I have [Elasticsearch locally](http://localhost:9200), let's learn a little bit and work with Python. For Python, the `elasticsearch` module is a low-level client, and [`elasticsearch_dsl`](http://elasticsearch-dsl.readthedocs.io) is a higher level thing.

DSL is the Elasticsearch *Domain specific language* (or whatever), the query language. There Elasticsearch API contains all kinds of things for requesting the engine to analyze (to understand how it interprets input), explaining how queries are interpreted and responded to, mappings, NLP at indexing time etc.

In [109]:
import elasticsearch
import elasticsearch_dsl
import json
import pandas as pd

In [12]:
client = elasticsearch.Elasticsearch()
client.info()

{'cluster_name': 'elasticsearch',
 'name': 'Malice',
 'tagline': 'You Know, for Search',
 'version': {'build_date': '2016-06-27T16:23:46.861Z',
  'build_hash': '3f5b994',
  'build_snapshot': False,
  'lucene_version': '6.1.0',
  'number': '5.0.0-alpha4'}}

In [142]:
s = elasticsearch_dsl.Search(using=client)
s.query(query="last_name:Smith")
resp = s.execute()
for h in resp.hits.hits:
    print(h['_source']['last_name'])

Smith
Smith
Fir


An early [sketch for loading an Elasticsearch response to Pandas dataframe](http://stackoverflow.com/questions/25186148/creating-dataframe-from-elasticsearch-results):

In [138]:
#pd.DataFrame.from_dict(resp.hits.hits)
pd.concat(map(pd.DataFrame.from_dict, resp.hits.hits), axis=1)['_source'].T.reset_index(drop=True)

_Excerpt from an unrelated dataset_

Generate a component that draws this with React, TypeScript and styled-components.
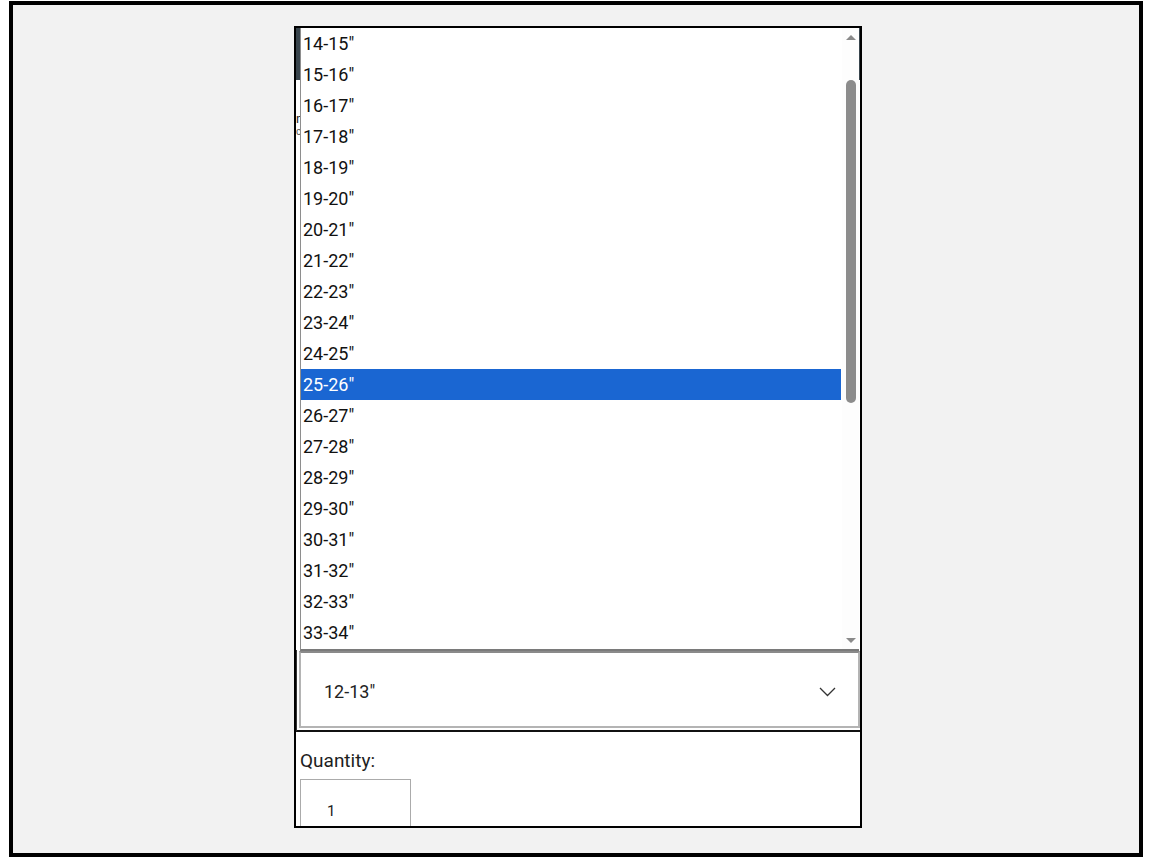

Unnamed: 0,about,age,first_name,interests,last_name
0,I like to collect rock albums,32,Jane,[music],Smith
1,I love to go rock climbing,25,John,"[sports, music]",Smith
2,I like to build cabinets,35,Douglas,[forestry],Fir


Note, we ask for explanations here too.

In [217]:
s = elasticsearch_dsl.Search(using=client, index="megacorp") \
    .query("match", last_name='Smith') \
    .aggs.metric('avg_age', 'avg', field='age')

resp = s.extra(explain=True).execute()

for hit in resp:
    print(hit.first_name, hit.age)

print(resp.aggregations.avg_age.value)

Jane 32
John 25
28.5


Let's look at the rew response, which should now include the explanation too.

In [224]:
resp.to_dict()

{'_shards': {'failed': 0, 'successful': 5, 'total': 5},
 'aggregations': {'avg_age': {'value': 28.5}},
 'hits': {'hits': [{'_explanation': {'description': 'weight(last_name:smith in 0) [PerFieldSimilarity], result of:',
     'details': [{'description': 'score(doc=0,freq=1.0 = termFreq=1.0\n), product of:',
       'details': [{'description': 'idf(docFreq=1, docCount=1)',
         'details': [],
         'value': 0.2876821},
        {'description': 'tfNorm, computed from:',
         'details': [{'description': 'termFreq=1.0',
           'details': [],
           'value': 1.0},
          {'description': 'parameter k1', 'details': [], 'value': 1.2},
          {'description': 'parameter b', 'details': [], 'value': 0.75},
          {'description': 'avgFieldLength', 'details': [], 'value': 1.0},
          {'description': 'fieldLength', 'details': [], 'value': 1.0}],
         'value': 1.0}],
       'value': 0.2876821}],
     'value': 0.2876821},
    '_id': '2',
    '_index': 'megacorp',
    '_

Also the `Search` object is iterable, with the results. Weird.

In [226]:
for t in s:
    print(t.first_name)

Jane
John


The object is serializable like so:

In [227]:
s.to_dict()

{'aggs': {'avg_age': {'avg': {'field': 'age'}}},
 'query': {'match': {'last_name': 'Smith'}}}